• _STORED ROWS_:

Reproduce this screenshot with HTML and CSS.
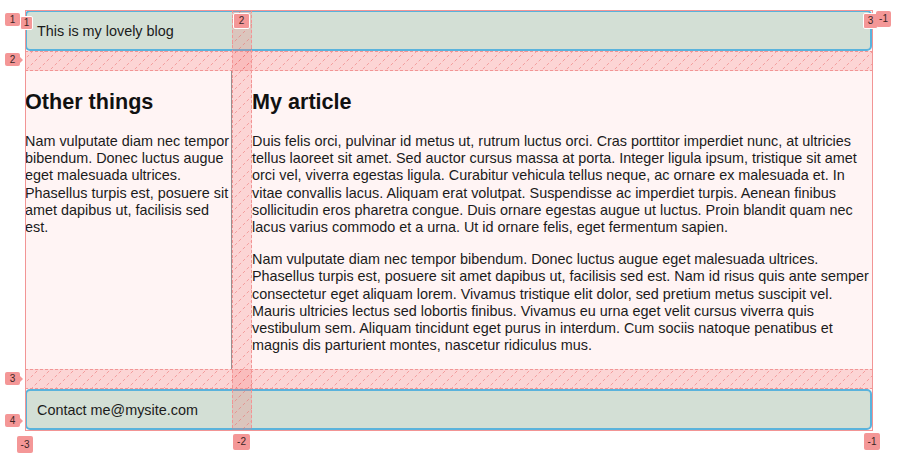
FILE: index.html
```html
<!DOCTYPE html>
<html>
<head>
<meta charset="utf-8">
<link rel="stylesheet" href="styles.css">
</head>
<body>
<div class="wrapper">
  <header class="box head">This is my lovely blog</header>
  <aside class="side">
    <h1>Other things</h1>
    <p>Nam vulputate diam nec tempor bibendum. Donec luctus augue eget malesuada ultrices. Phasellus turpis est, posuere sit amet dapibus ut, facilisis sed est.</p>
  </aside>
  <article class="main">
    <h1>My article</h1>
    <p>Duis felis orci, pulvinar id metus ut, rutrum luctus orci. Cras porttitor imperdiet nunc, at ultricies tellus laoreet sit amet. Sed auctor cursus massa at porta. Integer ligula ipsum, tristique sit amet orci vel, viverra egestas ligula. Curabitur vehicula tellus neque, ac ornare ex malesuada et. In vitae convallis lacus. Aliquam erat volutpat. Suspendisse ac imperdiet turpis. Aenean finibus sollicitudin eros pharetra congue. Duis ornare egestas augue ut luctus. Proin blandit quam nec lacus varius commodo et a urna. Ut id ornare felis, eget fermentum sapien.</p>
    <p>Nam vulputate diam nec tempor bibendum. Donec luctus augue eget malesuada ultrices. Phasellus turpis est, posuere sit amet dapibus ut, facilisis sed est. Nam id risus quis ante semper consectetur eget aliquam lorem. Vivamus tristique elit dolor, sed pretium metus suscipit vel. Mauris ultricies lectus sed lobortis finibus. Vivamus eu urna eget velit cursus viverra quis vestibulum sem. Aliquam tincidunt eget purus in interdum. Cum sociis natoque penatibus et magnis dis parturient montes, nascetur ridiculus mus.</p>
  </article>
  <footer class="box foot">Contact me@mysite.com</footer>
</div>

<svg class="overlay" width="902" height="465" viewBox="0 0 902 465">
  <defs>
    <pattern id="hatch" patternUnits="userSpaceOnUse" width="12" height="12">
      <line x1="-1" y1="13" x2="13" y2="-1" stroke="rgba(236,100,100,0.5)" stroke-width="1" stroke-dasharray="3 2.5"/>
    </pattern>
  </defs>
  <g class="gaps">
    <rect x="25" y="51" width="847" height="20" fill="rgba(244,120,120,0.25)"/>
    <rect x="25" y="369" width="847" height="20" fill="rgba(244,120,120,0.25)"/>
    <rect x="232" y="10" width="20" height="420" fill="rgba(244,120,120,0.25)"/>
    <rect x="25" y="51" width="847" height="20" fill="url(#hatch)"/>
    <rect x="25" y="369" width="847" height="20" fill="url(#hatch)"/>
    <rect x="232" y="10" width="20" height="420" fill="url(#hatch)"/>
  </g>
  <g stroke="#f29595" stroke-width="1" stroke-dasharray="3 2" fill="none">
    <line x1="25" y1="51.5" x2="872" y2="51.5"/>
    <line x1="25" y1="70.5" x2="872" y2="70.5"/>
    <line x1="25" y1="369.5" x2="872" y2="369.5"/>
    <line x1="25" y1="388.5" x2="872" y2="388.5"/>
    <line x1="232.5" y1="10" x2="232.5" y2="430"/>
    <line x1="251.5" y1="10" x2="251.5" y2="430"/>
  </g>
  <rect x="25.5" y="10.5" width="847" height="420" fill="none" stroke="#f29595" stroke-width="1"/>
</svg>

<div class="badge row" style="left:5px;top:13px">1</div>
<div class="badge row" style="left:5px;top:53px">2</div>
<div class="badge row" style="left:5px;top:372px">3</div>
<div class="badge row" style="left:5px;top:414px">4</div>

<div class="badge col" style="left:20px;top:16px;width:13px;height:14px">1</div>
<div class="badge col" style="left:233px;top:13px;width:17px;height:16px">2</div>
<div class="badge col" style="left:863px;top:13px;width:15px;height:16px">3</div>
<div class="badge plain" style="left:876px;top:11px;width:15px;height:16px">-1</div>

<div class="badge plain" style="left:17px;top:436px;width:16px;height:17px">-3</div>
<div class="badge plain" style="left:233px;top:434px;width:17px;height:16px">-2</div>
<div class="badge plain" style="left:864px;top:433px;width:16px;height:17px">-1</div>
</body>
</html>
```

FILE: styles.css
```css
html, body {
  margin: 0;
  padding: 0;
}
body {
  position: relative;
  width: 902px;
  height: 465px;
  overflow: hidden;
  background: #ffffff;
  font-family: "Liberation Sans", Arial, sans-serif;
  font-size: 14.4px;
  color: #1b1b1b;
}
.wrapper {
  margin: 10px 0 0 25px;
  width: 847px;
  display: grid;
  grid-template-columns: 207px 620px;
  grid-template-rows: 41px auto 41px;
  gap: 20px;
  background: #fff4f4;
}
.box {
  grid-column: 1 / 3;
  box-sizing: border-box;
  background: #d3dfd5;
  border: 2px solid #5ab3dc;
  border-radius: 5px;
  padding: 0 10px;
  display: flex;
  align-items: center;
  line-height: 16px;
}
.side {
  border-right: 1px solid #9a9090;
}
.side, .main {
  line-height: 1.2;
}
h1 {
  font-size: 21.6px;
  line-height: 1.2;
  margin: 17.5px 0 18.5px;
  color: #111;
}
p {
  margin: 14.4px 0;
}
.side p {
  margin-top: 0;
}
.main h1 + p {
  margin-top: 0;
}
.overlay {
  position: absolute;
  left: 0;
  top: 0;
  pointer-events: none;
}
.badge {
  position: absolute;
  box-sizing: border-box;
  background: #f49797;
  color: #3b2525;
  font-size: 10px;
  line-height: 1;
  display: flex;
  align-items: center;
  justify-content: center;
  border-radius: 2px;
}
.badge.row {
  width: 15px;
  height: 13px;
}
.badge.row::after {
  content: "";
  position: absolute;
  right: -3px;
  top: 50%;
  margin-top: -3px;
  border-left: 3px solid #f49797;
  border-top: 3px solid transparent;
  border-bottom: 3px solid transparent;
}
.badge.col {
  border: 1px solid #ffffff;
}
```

* * *

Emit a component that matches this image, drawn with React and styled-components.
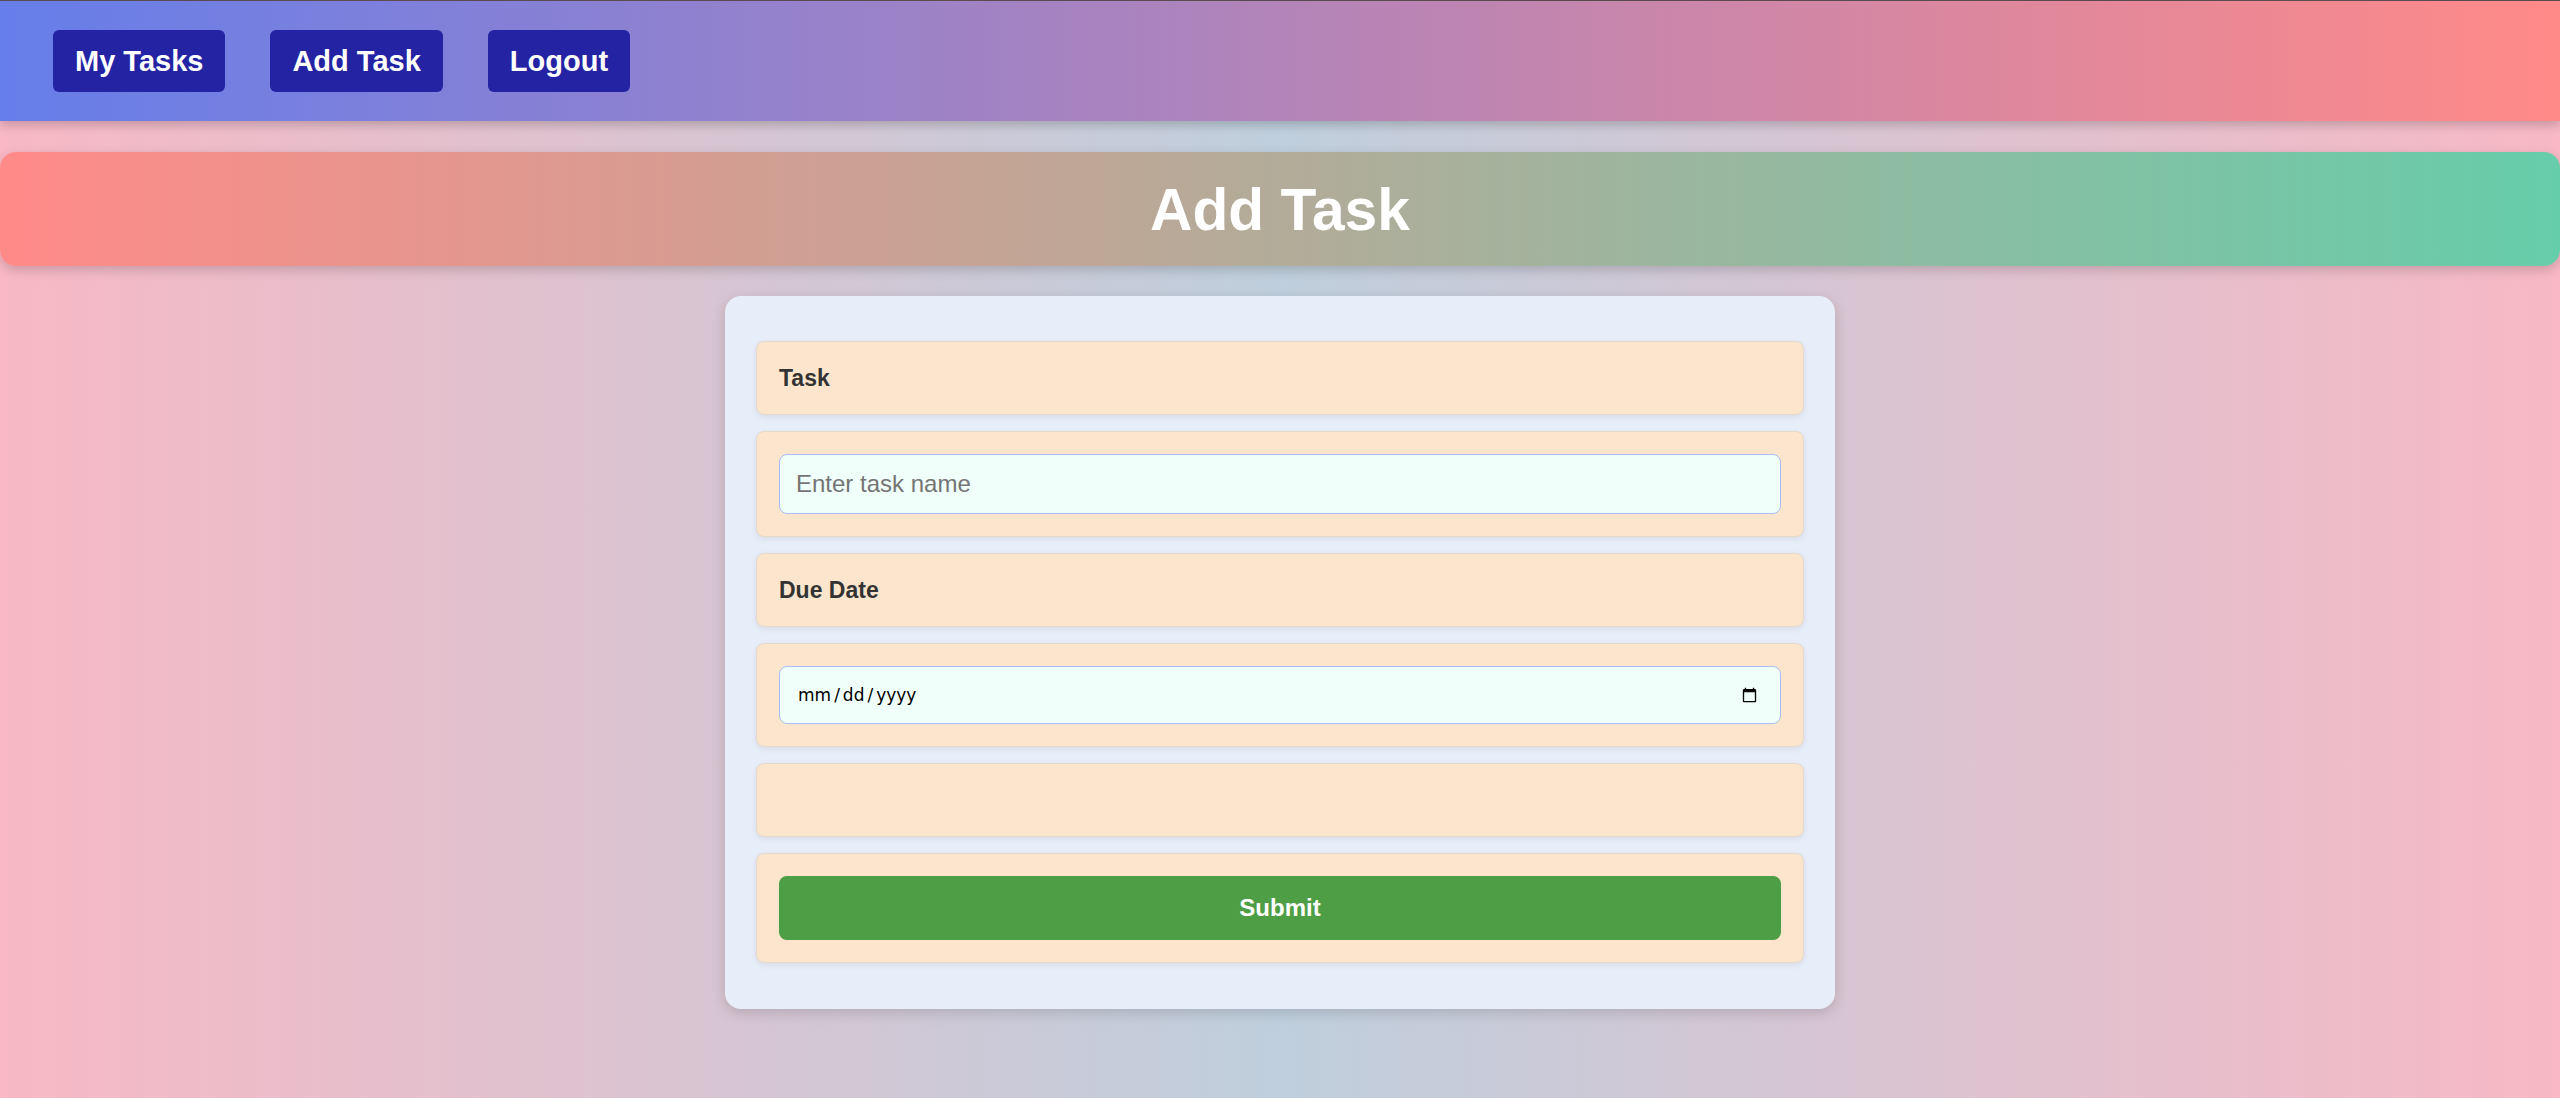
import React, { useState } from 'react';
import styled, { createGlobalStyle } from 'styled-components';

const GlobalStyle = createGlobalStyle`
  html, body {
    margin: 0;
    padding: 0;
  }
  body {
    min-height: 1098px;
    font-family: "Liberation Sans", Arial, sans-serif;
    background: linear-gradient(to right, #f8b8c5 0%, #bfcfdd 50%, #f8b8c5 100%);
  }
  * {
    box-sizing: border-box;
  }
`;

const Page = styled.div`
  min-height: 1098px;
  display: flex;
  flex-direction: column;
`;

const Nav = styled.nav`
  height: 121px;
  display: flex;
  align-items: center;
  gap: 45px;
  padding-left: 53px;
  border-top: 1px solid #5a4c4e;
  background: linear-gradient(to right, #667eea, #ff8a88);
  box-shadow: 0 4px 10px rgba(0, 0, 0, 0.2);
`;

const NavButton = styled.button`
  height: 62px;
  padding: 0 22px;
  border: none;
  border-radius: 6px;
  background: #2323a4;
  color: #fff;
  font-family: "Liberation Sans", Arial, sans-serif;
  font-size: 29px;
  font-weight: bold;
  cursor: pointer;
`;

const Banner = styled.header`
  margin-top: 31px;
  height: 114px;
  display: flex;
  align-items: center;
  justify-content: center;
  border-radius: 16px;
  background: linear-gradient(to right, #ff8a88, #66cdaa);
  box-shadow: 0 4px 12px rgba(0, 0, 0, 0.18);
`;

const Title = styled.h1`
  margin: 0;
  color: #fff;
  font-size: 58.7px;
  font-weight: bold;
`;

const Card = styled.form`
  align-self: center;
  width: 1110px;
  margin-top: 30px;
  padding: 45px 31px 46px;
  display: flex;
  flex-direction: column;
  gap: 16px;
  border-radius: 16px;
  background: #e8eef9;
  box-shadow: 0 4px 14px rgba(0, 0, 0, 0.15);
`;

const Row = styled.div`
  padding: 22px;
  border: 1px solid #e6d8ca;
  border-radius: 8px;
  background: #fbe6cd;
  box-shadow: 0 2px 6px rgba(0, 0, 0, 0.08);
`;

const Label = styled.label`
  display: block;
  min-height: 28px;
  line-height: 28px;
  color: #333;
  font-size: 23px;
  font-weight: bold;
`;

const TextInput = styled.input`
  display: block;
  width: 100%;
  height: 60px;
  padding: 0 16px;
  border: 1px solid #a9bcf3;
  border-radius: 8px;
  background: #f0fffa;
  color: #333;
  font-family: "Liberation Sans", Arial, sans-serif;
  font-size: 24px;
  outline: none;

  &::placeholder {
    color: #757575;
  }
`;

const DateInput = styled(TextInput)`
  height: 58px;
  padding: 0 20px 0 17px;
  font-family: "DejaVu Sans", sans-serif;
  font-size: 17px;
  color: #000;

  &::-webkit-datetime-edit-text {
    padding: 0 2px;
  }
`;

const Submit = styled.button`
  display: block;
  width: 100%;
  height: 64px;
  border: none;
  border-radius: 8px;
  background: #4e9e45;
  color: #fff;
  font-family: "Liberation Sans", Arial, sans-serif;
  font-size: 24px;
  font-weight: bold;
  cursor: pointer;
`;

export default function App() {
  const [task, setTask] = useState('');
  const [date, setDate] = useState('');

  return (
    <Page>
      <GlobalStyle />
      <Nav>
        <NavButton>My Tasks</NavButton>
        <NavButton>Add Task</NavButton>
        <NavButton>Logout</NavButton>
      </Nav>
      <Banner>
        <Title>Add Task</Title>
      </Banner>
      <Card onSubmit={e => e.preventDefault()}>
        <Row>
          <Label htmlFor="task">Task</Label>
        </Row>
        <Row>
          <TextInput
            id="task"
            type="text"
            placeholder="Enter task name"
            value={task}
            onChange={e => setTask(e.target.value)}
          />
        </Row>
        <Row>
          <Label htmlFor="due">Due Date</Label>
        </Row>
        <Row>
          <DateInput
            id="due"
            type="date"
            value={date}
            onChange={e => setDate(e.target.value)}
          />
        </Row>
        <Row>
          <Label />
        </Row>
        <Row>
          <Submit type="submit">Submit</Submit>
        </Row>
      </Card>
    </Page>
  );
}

...

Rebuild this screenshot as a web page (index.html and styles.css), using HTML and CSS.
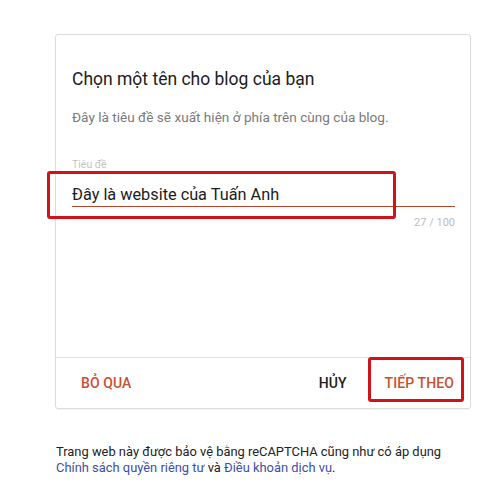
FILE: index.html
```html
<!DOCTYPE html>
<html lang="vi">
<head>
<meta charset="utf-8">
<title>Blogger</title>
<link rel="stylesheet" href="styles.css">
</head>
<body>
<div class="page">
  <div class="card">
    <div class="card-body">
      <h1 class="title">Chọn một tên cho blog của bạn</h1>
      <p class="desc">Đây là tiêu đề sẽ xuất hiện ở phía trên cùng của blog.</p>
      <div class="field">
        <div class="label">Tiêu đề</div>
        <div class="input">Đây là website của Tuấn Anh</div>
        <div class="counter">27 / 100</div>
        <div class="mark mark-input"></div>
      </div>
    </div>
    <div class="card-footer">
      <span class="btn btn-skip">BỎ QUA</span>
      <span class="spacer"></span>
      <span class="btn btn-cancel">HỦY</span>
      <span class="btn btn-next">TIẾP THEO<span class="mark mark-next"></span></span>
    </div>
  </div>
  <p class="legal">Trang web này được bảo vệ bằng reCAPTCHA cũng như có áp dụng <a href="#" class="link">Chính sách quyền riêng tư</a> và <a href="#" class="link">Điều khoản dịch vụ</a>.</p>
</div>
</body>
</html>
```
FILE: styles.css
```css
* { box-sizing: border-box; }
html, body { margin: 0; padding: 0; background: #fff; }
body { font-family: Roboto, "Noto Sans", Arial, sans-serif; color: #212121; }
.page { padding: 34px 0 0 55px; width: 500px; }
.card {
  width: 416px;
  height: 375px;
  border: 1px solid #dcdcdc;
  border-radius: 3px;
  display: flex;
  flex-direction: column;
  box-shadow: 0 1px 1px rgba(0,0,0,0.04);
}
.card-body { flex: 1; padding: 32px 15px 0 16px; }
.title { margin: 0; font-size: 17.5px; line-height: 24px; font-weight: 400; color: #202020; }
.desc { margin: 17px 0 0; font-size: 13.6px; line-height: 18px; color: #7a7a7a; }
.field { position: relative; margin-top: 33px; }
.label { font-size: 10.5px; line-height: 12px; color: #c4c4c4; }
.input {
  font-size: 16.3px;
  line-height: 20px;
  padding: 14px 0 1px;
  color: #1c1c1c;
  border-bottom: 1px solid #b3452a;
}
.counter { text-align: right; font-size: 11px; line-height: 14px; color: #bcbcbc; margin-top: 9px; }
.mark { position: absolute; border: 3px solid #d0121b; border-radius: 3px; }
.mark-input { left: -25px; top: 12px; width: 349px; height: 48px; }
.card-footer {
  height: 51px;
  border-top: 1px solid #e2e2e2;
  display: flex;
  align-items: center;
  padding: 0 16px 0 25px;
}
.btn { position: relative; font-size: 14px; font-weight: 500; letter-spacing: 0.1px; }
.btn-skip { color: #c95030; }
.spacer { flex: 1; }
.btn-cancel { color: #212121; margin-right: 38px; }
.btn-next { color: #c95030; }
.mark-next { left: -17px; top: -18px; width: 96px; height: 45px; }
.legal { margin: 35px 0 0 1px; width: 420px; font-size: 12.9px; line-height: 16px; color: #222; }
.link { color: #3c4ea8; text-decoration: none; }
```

• _EXERCISE BRIEF_: In the listing above, count each line that holds the string "screenshot". Give the number only.

• _TASK RESULT_: 2